Background: High-resolution MRI is critical for diagnosis, but long acquisition times limit clinical use. Super-resolution (SR) can enhance resolution post-scan, yet existing deep learning methods face fidelity-efficiency trade-offs. Purpose: To develop a computationally efficient and accurate deep learning framework for MRI SR that preserves anatomical detail for clinical integration. Materials and Methods: We propose a novel SR framework combining multi-head selective state-space models (MHSSM) with a lightweight channel MLP. The model uses 2D patch extraction with hybrid scanning to capture long-range dependencies. Each MambaFormer block integrates MHSSM, depthwise convolutions, and gated channel mixing. Evaluation used 7T brain T1 MP2RAGE maps (n=142) and 1.5T prostate T2w MRI (n=334). Comparisons included Bicubic interpolation, GANs (CycleGAN, Pix2pix, SPSR), transformers (SwinIR), Mamba (MambaIR), and diffusion models (I2SB, Res-SRDiff). Results: Our model achieved superior performance with exceptional efficiency. For 7T brain data: SSIM=0.951+-0.021, PSNR=26.90+-1.41 dB, LPIPS=0.076+-0.022, GMSD=0.083+-0.017, significantly outperforming all baselines (p<0.001). For prostate data: SSIM=0.770+-0.049, PSNR=27.15+-2.19 dB, LPIPS=0.190+-0.095, GMSD=0.087+-0.013. The framework used only 0.9M parameters and 57 GFLOPs, reducing parameters by 99.8% and computation by 97.5% versus Res-SRDiff, while outperforming SwinIR and MambaIR in accuracy and efficiency. Conclusion: The proposed framework provides an efficient, accurate MRI SR solution, delivering enhanced anatomical detail across datasets. Its low computational demand and state-of-the-art performance show strong potential for clinical translation.
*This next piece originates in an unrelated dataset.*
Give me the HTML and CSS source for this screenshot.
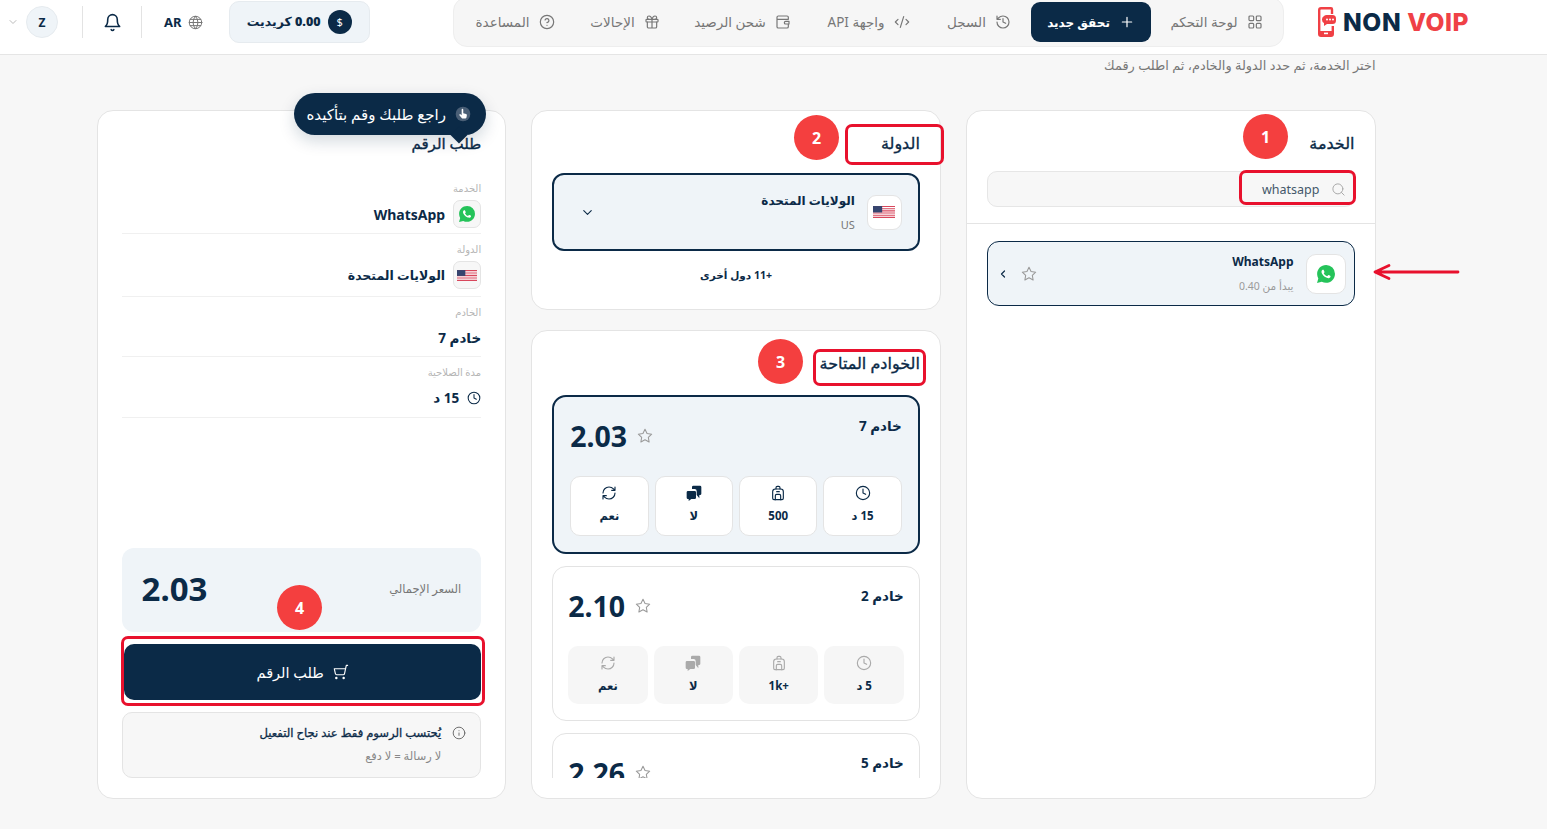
FILE: index.html
```html
<!DOCTYPE html>
<html lang="ar" dir="rtl">
<head>
<meta charset="utf-8">
<title>NON VOIP</title>
<link rel="stylesheet" href="styles.css">
</head>
<body>
<svg class="defs" width="0" height="0" aria-hidden="true">
  <symbol id="wa" viewBox="0 0 24 24">
    <path fill="#25c35a" d="M20.52 3.449A11.815 11.815 0 0012.05 0C5.495 0 .16 5.335.157 11.892c0 2.096.547 4.142 1.588 5.945L.057 24l6.305-1.654a11.882 11.882 0 005.683 1.448h.005c6.554 0 11.89-5.335 11.893-11.893a11.821 11.821 0 00-3.423-8.452z"/>
    <path fill="#fff" d="M17.472 14.382c-.297-.149-1.758-.867-2.03-.967-.273-.099-.471-.148-.67.15-.197.297-.767.966-.94 1.164-.173.199-.347.223-.644.075-.297-.15-1.255-.463-2.39-1.475-.883-.788-1.48-1.761-1.653-2.059-.173-.297-.018-.458.13-.606.134-.133.298-.347.446-.52.149-.174.198-.298.298-.497.099-.198.05-.371-.025-.52-.075-.149-.669-1.612-.916-2.207-.242-.579-.487-.5-.669-.51-.173-.008-.371-.01-.57-.01-.198 0-.52.074-.792.372-.272.297-1.04 1.016-1.04 2.479 0 1.462 1.065 2.875 1.213 3.074.149.198 2.096 3.2 5.077 4.487.709.306 1.262.489 1.694.625.712.227 1.36.195 1.871.118.571-.085 1.758-.719 2.006-1.413.248-.694.248-1.289.173-1.413-.074-.124-.272-.198-.57-.347z"/>
  </symbol>
  <symbol id="flag" viewBox="0 0 24 13">
    <rect width="24" height="13" fill="#fff"/>
    <path fill="#d8475c" d="M0 0h24v1H0zM0 2h24v1H0zM0 4h24v1H0zM0 6h24v1H0zM0 8h24v1H0zM0 10h24v1H0zM0 12h24v1H0z"/>
    <rect width="10" height="7" fill="#36456f"/>
  </symbol>
  <symbol id="star" viewBox="0 0 24 24"><polygon points="12 2 15.09 8.26 22 9.27 17 14.14 18.18 21.02 12 17.77 5.82 21.02 7 14.14 2 9.27 8.91 8.26"/></symbol>
  <symbol id="clock" viewBox="0 0 24 24"><circle cx="12" cy="12" r="10"/><path d="M12 6v6l4 2"/></symbol>
  <symbol id="pack" viewBox="0 0 24 24"><path d="M4 10a4 4 0 0 1 4-4h8a4 4 0 0 1 4 4v10a2 2 0 0 1-2 2H6a2 2 0 0 1-2-2z"/><path d="M8 22v-6a2 2 0 0 1 2-2h4a2 2 0 0 1 2 2v6M9 6V4a2 2 0 0 1 2-2h2a2 2 0 0 1 2 2v2M10 10h4"/></symbol>
  <symbol id="msgs" viewBox="0 0 24 24"><path class="solid" d="M11 1h10a2 2 0 0 1 2 2v10a2 2 0 0 1-2 2h-1v5l-4-5v-6a3 3 0 0 0-3-3H9V3a2 2 0 0 1 2-2z"/><path class="solid" d="M3 9h10a2 2 0 0 1 2 2v8a2 2 0 0 1-2 2H8l-4 3v-3H3a2 2 0 0 1-2-2v-8a2 2 0 0 1 2-2z"/></symbol>
  <symbol id="sync" viewBox="0 0 24 24"><path d="M3 12a9 9 0 0 1 9-9 9.75 9.75 0 0 1 6.74 2.74L21 8M21 3v5h-5M21 12a9 9 0 0 1-9 9 9.75 9.75 0 0 1-6.74-2.74L3 16M8 16H3v5"/></symbol>
</svg>

<div class="page">
  <header class="topbar">
    <a class="logo">
      <svg class="logo-mark" viewBox="0 0 18 30" width="18" height="30"><path fill="none" stroke="#f04045" stroke-width="2.4" d="M14 7V2.2A1 1 0 0 0 13 1.2H3A1.8 1.8 0 0 0 1.2 3v24A1.8 1.8 0 0 0 3 28.8h10a1.8 1.8 0 0 0 1.8-1.8V19"/><path fill="#f04045" d="M1 24h14v5H1z"/><rect x="6" y="25.6" width="4" height="1.6" fill="#fff"/><path fill="#f04045" d="M9 8h5.5a3.5 3.5 0 0 1 3.5 3.5v2a3.5 3.5 0 0 1-3.5 3.5H9l-3 2v-3a4 4 0 0 1 0-7 4 4 0 0 1 3-1z"/><circle cx="9" cy="12.5" r="1" fill="#fff"/><circle cx="12" cy="12.5" r="1" fill="#fff"/><circle cx="15" cy="12.5" r="1" fill="#fff"/></svg>
      <span class="logo-text" dir="ltr"><span class="logo-a">NON</span><span class="logo-b">VOIP</span></span>
    </a>
    <nav class="nav">
      <a class="nav-item nav-w1"><svg class="ico" viewBox="0 0 24 24"><rect x="3" y="3" width="7" height="7" rx="1.5"/><rect x="14" y="3" width="7" height="7" rx="1.5"/><rect x="14" y="14" width="7" height="7" rx="1.5"/><rect x="3" y="14" width="7" height="7" rx="1.5"/></svg><span>لوحة التحكم</span></a>
      <a class="nav-item nav-active"><svg class="ico" viewBox="0 0 24 24"><path d="M5 12h14M12 5v14"/></svg><span>تحقق جديد</span></a>
      <a class="nav-item nav-w2"><svg class="ico" viewBox="0 0 24 24"><path d="M3 12a9 9 0 1 0 9-9 9.75 9.75 0 0 0-6.74 2.74L3 8M3 3v5h5M12 7v5l4 2"/></svg><span>السجل</span></a>
      <a class="nav-item nav-w3"><svg class="ico" viewBox="0 0 24 24"><path d="m18 16 4-4-4-4M6 8l-4 4 4 4M14.5 4l-5 16"/></svg><span>واجهة API</span></a>
      <a class="nav-item nav-w4"><svg class="ico" viewBox="0 0 24 24"><path d="M20 8V5a2 2 0 0 0-2-2H5a2 2 0 0 0-2 2v14a2 2 0 0 0 2 2h13a2 2 0 0 0 2-2v-3M3 8h17M21 11h-5a1.5 1.5 0 0 0 0 4h5z"/></svg><span>شحن الرصيد</span></a>
      <a class="nav-item nav-w5"><svg class="ico" viewBox="0 0 24 24"><rect x="3" y="8" width="18" height="4" rx="1"/><path d="M12 8v13M19 12v7a2 2 0 0 1-2 2H7a2 2 0 0 1-2-2v-7M7.5 8a2.5 2.5 0 0 1 0-5A4.8 8 0 0 1 12 8a4.8 8 0 0 1 4.5-5 2.5 2.5 0 0 1 0 5"/></svg><span>الإحالات</span></a>
      <a class="nav-item nav-w6"><svg class="ico" viewBox="0 0 24 24"><circle cx="12" cy="12" r="10"/><path d="M9.09 9a3 3 0 0 1 5.83 1c0 2-3 3-3 3M12 17h.01"/></svg><span>المساعدة</span></a>
    </nav>
    <div class="tools">
      <div class="credit"><span class="credit-dot">$</span><span class="credit-text"><b>0.00</b> كريديت</span></div>
      <div class="lang"><svg class="ico globe" viewBox="0 0 24 24"><circle cx="12" cy="12" r="10"/><path d="M12 2a14.5 14.5 0 0 0 0 20 14.5 14.5 0 0 0 0-20M2 12h20M3.5 7h17M3.5 17h17"/></svg><span>AR</span></div>
      <span class="vline"></span>
      <svg class="ico bell" viewBox="0 0 24 24"><path d="M6 8a6 6 0 0 1 12 0c0 7 3 9 3 9H3s3-2 3-9M10.3 21a1.94 1.94 0 0 0 3.4 0"/></svg>
      <span class="vline"></span>
      <span class="avatar">Z</span>
      <svg class="ico caret" viewBox="0 0 24 24"><path d="m6 9 6 6 6-6"/></svg>
    </div>
  </header>

  <main class="main">
    <p class="intro">اختر الخدمة، ثم حدد الدولة والخادم، ثم اطلب رقمك</p>
    <div class="columns">
      <section class="card service">
        <div class="service-head">
          <h2 class="title">الخدمة</h2>
          <div class="search">
            <svg class="ico search-ico" viewBox="0 0 24 24"><circle cx="11" cy="11" r="8"/><path d="m21 21-4.3-4.3"/></svg>
            <span>whatsapp</span>
          </div>
        </div>
        <div class="service-body">
          <div class="svc-row">
            <span class="box box-40"><svg class="wa-20"><use href="#wa"/></svg></span>
            <div class="svc-text">
              <b>WhatsApp</b>
              <small>يبدأ من 0.40</small>
            </div>
            <svg class="ico svc-star"><use href="#star"/></svg>
            <svg class="ico svc-chev" viewBox="0 0 24 24"><path d="m15 18-6-6 6-6"/></svg>
          </div>
        </div>
      </section>

      <div class="stack">
        <section class="card country">
          <h2 class="title">الدولة</h2>
          <div class="country-box">
            <span class="box box-35"><svg class="flag-22"><use href="#flag"/></svg></span>
            <div class="country-text"><b>الولايات المتحدة</b><small>US</small></div>
            <svg class="ico country-chev" viewBox="0 0 24 24"><path d="m6 9 6 6 6-6"/></svg>
          </div>
          <p class="more">+11 دول أخرى</p>
        </section>

        <section class="card servers">
          <h2 class="title">الخوادم المتاحة</h2>
          <div class="server-list">
            <article class="server server-on">
              <div class="server-top">
                <span class="server-name">خادم 7</span>
                <div class="server-price"><svg class="ico price-star"><use href="#star"/></svg><b>2.03</b></div>
              </div>
              <div class="tiles">
                <div class="tile"><svg class="ico"><use href="#clock"/></svg><span>15 د</span></div>
                <div class="tile"><svg class="ico"><use href="#pack"/></svg><span>500</span></div>
                <div class="tile"><svg class="ico"><use href="#msgs"/></svg><span>لا</span></div>
                <div class="tile"><svg class="ico"><use href="#sync"/></svg><span>نعم</span></div>
              </div>
            </article>
            <article class="server">
              <div class="server-top">
                <span class="server-name">خادم 2</span>
                <div class="server-price"><svg class="ico price-star"><use href="#star"/></svg><b>2.10</b></div>
              </div>
              <div class="tiles">
                <div class="tile"><svg class="ico"><use href="#clock"/></svg><span>5 د</span></div>
                <div class="tile"><svg class="ico"><use href="#pack"/></svg><bdi dir="ltr">1k+</bdi></div>
                <div class="tile"><svg class="ico"><use href="#msgs"/></svg><span>لا</span></div>
                <div class="tile"><svg class="ico"><use href="#sync"/></svg><span>نعم</span></div>
              </div>
            </article>
            <article class="server">
              <div class="server-top">
                <span class="server-name">خادم 5</span>
                <div class="server-price"><svg class="ico price-star"><use href="#star"/></svg><b>2.26</b></div>
              </div>
            </article>
          </div>
        </section>
      </div>

      <section class="card order">
        <h2 class="title order-title">طلب الرقم</h2>
        <dl class="facts">
          <div class="fact fact-icon">
            <dt>الخدمة</dt>
            <dd><span class="box box-28"><svg class="wa-18"><use href="#wa"/></svg></span><span class="latin">WhatsApp</span></dd>
          </div>
          <div class="fact fact-icon">
            <dt>الدولة</dt>
            <dd><span class="box box-28"><svg class="flag-20"><use href="#flag"/></svg></span>الولايات المتحدة</dd>
          </div>
          <div class="fact">
            <dt>الخادم</dt>
            <dd class="fact-large">خادم 7</dd>
          </div>
          <div class="fact">
            <dt>مدة الصلاحية</dt>
            <dd class="fact-large"><svg class="ico fact-clock"><use href="#clock"/></svg>15 د</dd>
          </div>
        </dl>
        <div class="total"><span>السعر الإجمالي</span><b>2.03</b></div>
        <button class="cta"><svg class="ico cart" viewBox="0 0 24 24"><circle cx="8" cy="21" r="1"/><circle cx="19" cy="21" r="1"/><path d="M2.05 2.05h2l2.66 12.42a2 2 0 0 0 2 1.58h9.78a2 2 0 0 0 1.95-1.57l1.65-7.43H5.12"/></svg><span>طلب الرقم</span></button>
        <div class="note">
          <svg class="ico note-ico" viewBox="0 0 24 24"><circle cx="12" cy="12" r="10"/><path d="M12 16v-4M12 8h.01"/></svg>
          <div class="note-text"><b>يُحتسب الرسوم فقط عند نجاح التفعيل</b><small>لا رسالة = لا دفع</small></div>
        </div>
      </section>
    </div>
  </main>

  <div class="tip">
    <span class="tip-hand"><svg viewBox="0 0 24 24" width="16" height="16"><circle cx="12" cy="12" r="11" fill="#4a5f76"/><path fill="#fff" d="M10 5.5a1.2 1.2 0 0 1 2.4 0V11l4.2 1a1.6 1.6 0 0 1 1.2 1.8l-.6 3.4a2 2 0 0 1-2 1.7h-3.6a2 2 0 0 1-1.6-.8L6.6 14a1.2 1.2 0 0 1 1.8-1.5l1.6 1.3z"/></svg></span>
    <span>راجع طلبك وقم بتأكيده</span>
  </div>

  <span class="step step-1">1</span>
  <span class="step step-2">2</span>
  <span class="step step-3">3</span>
  <span class="step step-4">4</span>
  <span class="mark mark-1"></span>
  <span class="mark mark-2"></span>
  <span class="mark mark-3"></span>
  <span class="mark mark-4"></span>
  <svg class="arrow" viewBox="0 0 88 20" width="88" height="20"><path fill="none" stroke="#e8112d" stroke-width="2.8" stroke-linecap="round" stroke-linejoin="round" d="M86 10H3M17 3.5 3 10l14 6.5"/></svg>
</div>
</body>
</html>
```

FILE: styles.css
```css
* { box-sizing: border-box; }
html, body { margin: 0; padding: 0; }
body {
  font-family: "Noto Sans", "DejaVu Sans", sans-serif;
  color: #0b2a47;
  background: #f7f7f7;
}
.defs { position: absolute; }
.page { position: relative; width: 1547px; height: 829px; overflow: hidden; }
h2, p, dl, dd { margin: 0; }
small { font-size: inherit; }

.ico { width: 16px; height: 16px; fill: none; stroke: currentColor; stroke-width: 2; stroke-linecap: round; stroke-linejoin: round; flex: none; }
.solid { fill: currentColor; stroke: none; }

/* header */
.topbar {
  height: 55px;
  background: #fff;
  border-bottom: 1px solid #e5e5e5;
  display: flex;
  align-items: flex-start;
  padding: 0 78px 0 7px;
}
.logo { display: flex; align-items: center; gap: 7px; height: 44px; }
.logo-mark { order: 2; }
.logo-text { order: 1; font: 800 24.5px/1 "Inter", sans-serif; display: flex; gap: 6px; }
.logo-a { color: #0b2a47; letter-spacing: .6px; }
.logo-b { color: #ef4146; letter-spacing: .5px; }

.nav {
  margin: -3px 34px 0 0;
  height: 50px;
  padding: 4px 5px;
  display: flex;
  gap: 4px;
  background: #f6f6f6;
  border: 1px solid #eee;
  border-radius: 14px;
}
.nav-item {
  height: 40px;
  display: flex;
  align-items: center;
  justify-content: center;
  gap: 9px;
  font-size: 13.5px;
  color: #777;
  white-space: nowrap;
}
.nav-item .ico { stroke-width: 1.8; }
.nav-w1 { width: 123px; }
.nav-w2 { width: 96px; }
.nav-w3 { width: 117px; }
.nav-w4 { width: 127px; }
.nav-w5 { width: 100px; }
.nav-w6 { width: 112px; }
.nav-active { width: 120px; background: #0b2a47; color: #fff; border-radius: 9px; font-size: 12px; font-weight: 700; }

.tools { margin-right: auto; display: flex; align-items: center; height: 44px; }
.credit {
  display: flex; align-items: center; gap: 7px;
  width: 141px; height: 42px; margin-top: -1px;
  padding: 0 17px;
  background: #eff4f8;
  border: 1px solid #e6ebef;
  border-radius: 10px;
  font-size: 12.5px; font-weight: 700;
  white-space: nowrap;
}
.credit-dot { width: 24px; height: 24px; border-radius: 50%; background: #0b2a47; color: #fff; display: grid; place-items: center; font-size: 11px; font-weight: 400; flex: none; }
.lang { display: flex; align-items: center; gap: 6px; margin: 0 26px 0 22px; font-size: 13px; font-weight: 700; }
.globe { color: #777; width: 15px; height: 15px; stroke-width: 1.6; }
.vline { width: 1px; height: 32px; background: #e3e3e3; }
.bell { width: 19px; height: 19px; margin: 0 19px 0 20px; }
.avatar { width: 32px; height: 32px; border-radius: 50%; background: #eff4f8; border: 1px solid #e6ebef; display: grid; place-items: center; font-size: 12px; font-weight: 700; margin: 0 24px 0 7px; }
.caret { width: 12px; height: 12px; color: #bbb; }

/* main */
.main { padding: 0 171.5px 30px 96.5px; }
.intro { height: 55px; padding-top: 2px; line-height: 17px; font-size: 12.9px; color: #777; }
.columns { display: grid; grid-template-columns: repeat(3, 1fr); gap: 25px; height: 689px; }
.card { background: #fff; border: 1px solid #e4e4e4; border-radius: 16px; }
.title { font-size: 16px; line-height: 24px; padding-bottom: 2px; font-weight: 400; -webkit-text-stroke: .35px currentColor; }
.order-title { font-size: 15px; }

/* service */
.service-head { padding: 20px 20px 16px; border-bottom: 1px solid #e4e4e4; }
.service-head .title { margin-bottom: 14px; }
.search { height: 36px; display: flex; align-items: center; gap: 11px; padding: 0 8px; background: #f7f7f7; border: 1px solid #e6e6e6; border-radius: 10px; font-size: 12.5px; color: #44576a; }
.search-ico { width: 15px; height: 15px; color: #aaa; stroke-width: 1.6; }
.service-body { padding: 17px 20px; }
.svc-row { height: 65px; display: flex; align-items: center; padding: 0 8px; background: #eff4f8; border: 1px solid #0b2a47; border-radius: 12px; }
.box { display: grid; place-items: center; background: #fff; border: 1px solid #e4e4e4; flex: none; }
.box-40 { width: 40px; height: 40px; border-radius: 10px; }
.box-35 { width: 35px; height: 35px; border-radius: 9px; }
.box-28 { width: 28px; height: 28px; border-radius: 7px; background: #f7f7f7; }
.wa-20 { width: 18px; height: 18px; }
.wa-18 { width: 16px; height: 16px; }
.flag-22 { width: 22px; height: 12px; }
.flag-20 { width: 20px; height: 11px; }
.svc-text { flex: 1; display: flex; flex-direction: column; gap: 9px; padding-right: 12px; }
.svc-text b { font-size: 12px; line-height: 16px; font-weight: 700; text-align: right; }
.svc-text small { font-size: 10.5px; line-height: 14px; color: #9a9a9a; }
.svc-star { width: 16px; height: 16px; color: #999; stroke-width: 1.6; margin-left: 12px; }
.svc-chev { width: 12px; height: 12px; stroke-width: 2.4; margin-left: 1px; }

/* stack */
.stack { display: flex; flex-direction: column; gap: 20px; min-height: 0; }
.country { height: 200px; padding: 20px 20px 0; }
.country-box { margin-top: 16px; height: 78px; display: flex; align-items: center; padding: 0 16px; background: #eff4f8; border: 2px solid #0b2a47; border-radius: 12px; }
.country-text { flex: 1; display: flex; flex-direction: column; gap: 8px; padding-right: 12px; }
.country-text b { font-size: 12px; line-height: 18px; }
.country-text small { font-size: 11px; line-height: 14px; color: #777; }
.country-chev { width: 15px; height: 15px; margin-left: 10px; stroke-width: 1.8; }
.more { margin-top: 15px; text-align: center; font-size: 10.5px; line-height: 18px; font-weight: 700; }

.servers { flex: 1; min-height: 0; padding: 20px 20px 0; }
.server-list { margin-top: 18px; height: 383px; overflow: hidden; display: flex; flex-direction: column; gap: 12px; }
.server { flex: none; height: 155px; padding: 16px 15px; border: 1px solid #e3e3e3; border-radius: 14px; }
.server-on { height: 159px; padding: 16px; background: #eff4f8; border: 2px solid #0b2a47; }
.server-top { height: 63px; display: flex; justify-content: space-between; align-items: flex-start; }
.server-name { font-size: 13.5px; line-height: 20px; font-weight: 700; margin-top: 3px; }
.server-price { display: flex; align-items: center; gap: 10px; margin-top: 5px; }
.server-price b { font-size: 28.5px; line-height: 36px; font-weight: 700; }
.price-star { color: #999; stroke-width: 1.6; }
.tiles { display: grid; grid-template-columns: repeat(4, 1fr); gap: 6px; }
.tile { height: 58px; padding-top: 9px; border-radius: 10px; background: #f6f6f6; display: flex; flex-direction: column; align-items: center; gap: 7px; font-size: 11.5px; line-height: 15px; font-weight: 700; }
.tile .ico { color: #aaa; stroke-width: 1.7; }
.server-on .tile { height: 60px; padding-top: 8px; background: #fff; border: 1px solid #e4e4e4; }
.server-on .tile .ico { color: #0b2a47; }

/* order */
.order { padding: 20px 24px 20px; display: flex; flex-direction: column; }
.facts { margin-top: 14px; }
.fact { height: 60px; border-bottom: 1px solid #f0f0f0; padding-top: 8px; }
.fact-icon { height: 63px; }
.fact:first-child { padding-top: 10px; }
.fact:last-child { height: 61px; }
.fact dt { font-size: 10px; line-height: 14px; color: #b5b5b5; }
.fact dd { margin-top: 5px; display: flex; align-items: center; gap: 8px; font-size: 12.5px; font-weight: 700; height: 28px; }
.fact .fact-large { font-size: 13.5px; }
.latin { font-size: 14px; }
.fact-clock { width: 14px; height: 14px; stroke-width: 1.8; }
.total { margin-top: auto; height: 84px; display: flex; align-items: center; justify-content: space-between; padding: 0 20px; background: #eff4f8; border-radius: 12px; font-size: 11.5px; color: #777; }
.total span { margin-top: -4px; }
.total b { font-size: 33px; line-height: 40px; color: #0b2a47; margin-top: -2px; }
.cta { margin-top: 12px; height: 56px; display: flex; align-items: center; justify-content: center; gap: 9px; background: #0b2a47; color: #fff; border: 0; border-radius: 10px; font: 400 14.5px "Noto Sans", "DejaVu Sans", sans-serif; width: 357px; }
.cart { transform: scaleX(-1); stroke-width: 1.7; }
.note { margin-top: 12px; height: 66px; display: flex; gap: 11px; padding: 12px 14px; background: #f7f7f7; border: 1px solid #e4e4e4; border-radius: 10px; }
.note-ico { width: 14px; height: 14px; color: #666; stroke-width: 1.6; margin-top: 1px; }
.note-text { display: flex; flex-direction: column; gap: 7px; }
.note-text b { font-size: 11.6px; line-height: 16px; font-weight: 400; -webkit-text-stroke: .3px currentColor; }
.note-text small { font-size: 11.4px; line-height: 16px; color: #888; }

/* overlays */
.tip { position: absolute; left: 294px; top: 93px; width: 192px; height: 42px; padding: 0 15px 0 0; display: flex; align-items: center; gap: 9px; background: #0b2a47; color: #fff; border-radius: 21px; font-size: 15px; white-space: nowrap; box-shadow: 0 6px 16px rgba(11, 42, 71, .18); }
.tip::after { content: ""; position: absolute; left: 159px; bottom: -6px; width: 12px; height: 12px; background: #0b2a47; transform: rotate(45deg); }
.tip-hand { display: grid; place-items: center; flex: none; }
.step { position: absolute; width: 45px; height: 45px; border-radius: 50%; background: #f43f3f; color: #fff; display: grid; place-items: center; font-size: 16px; font-weight: 700; }
.step-1 { left: 1243px; top: 114px; }
.step-2 { left: 794px; top: 115px; }
.step-3 { left: 758px; top: 339px; }
.step-4 { left: 277px; top: 585px; }
.mark { position: absolute; border: 3px solid #e8112d; border-radius: 7px; }
.mark-1 { left: 1239px; top: 170px; width: 117px; height: 35px; }
.mark-2 { left: 845px; top: 124px; width: 99px; height: 41px; }
.mark-3 { left: 813px; top: 349px; width: 113px; height: 37px; }
.mark-4 { left: 121px; top: 636px; width: 364px; height: 70px; }
.arrow { position: absolute; left: 1372px; top: 262px; }
```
翻译：背景：高分辨率磁共振成像（MRI）对诊断至关重要，但较长的采集时间限制了其临床应用。超分辨率（SR）技术可在扫描后提升图像分辨率，然而现有的深度学习方法面临保真度与效率之间的权衡。目的：开发一种计算高效且准确的深度学习框架用于MRI超分辨率，以保留解剖细节，便于临床整合。材料与方法：我们提出了一种新颖的超分辨率框架，将多头选择性状态空间模型（MHSSM）与轻量级通道多层感知器（MLP）相结合。该模型采用二维图像块提取与混合扫描策略，以捕获长程依赖关系。每个MambaFormer模块集成了MHSSM、深度卷积以及门控通道混合机制。评估使用了7T脑部T1 MP2RAGE图像（n=142）和1.5T前列腺T2加权MRI图像（n=334）。对比方法包括双三次插值、生成对抗网络（CycleGAN、Pix2pix、SPSR）、Transformer模型（SwinIR）、Mamba模型（MambaIR）以及扩散模型（I2SB、Res-SRDiff）。结果：我们的模型实现了卓越的性能与极高的效率。对于7T脑部数据：SSIM=0.951±0.021，PSNR=26.90±1.41 dB，LPIPS=0.076±0.022，GMSD=0.083±0.017，显著优于所有基线方法（p<0.001）。对于前列腺数据：SSIM=0.770±0.049，PSNR=27.15±2.19 dB，LPIPS=0.190±0.095，GMSD=0.087±0.013。该框架仅使用0.9M参数和57 GFLOPs计算量，与Res-SRDiff相比，参数减少了99.8%，计算量降低了97.5%，同时在准确性和效率上均优于SwinIR和MambaIR。结论：所提出的框架提供了一种高效、准确的MRI超分辨率解决方案，能够在不同数据集中提供增强的解剖细节。其低计算需求与先进的性能显示出强大的临床转化潜力。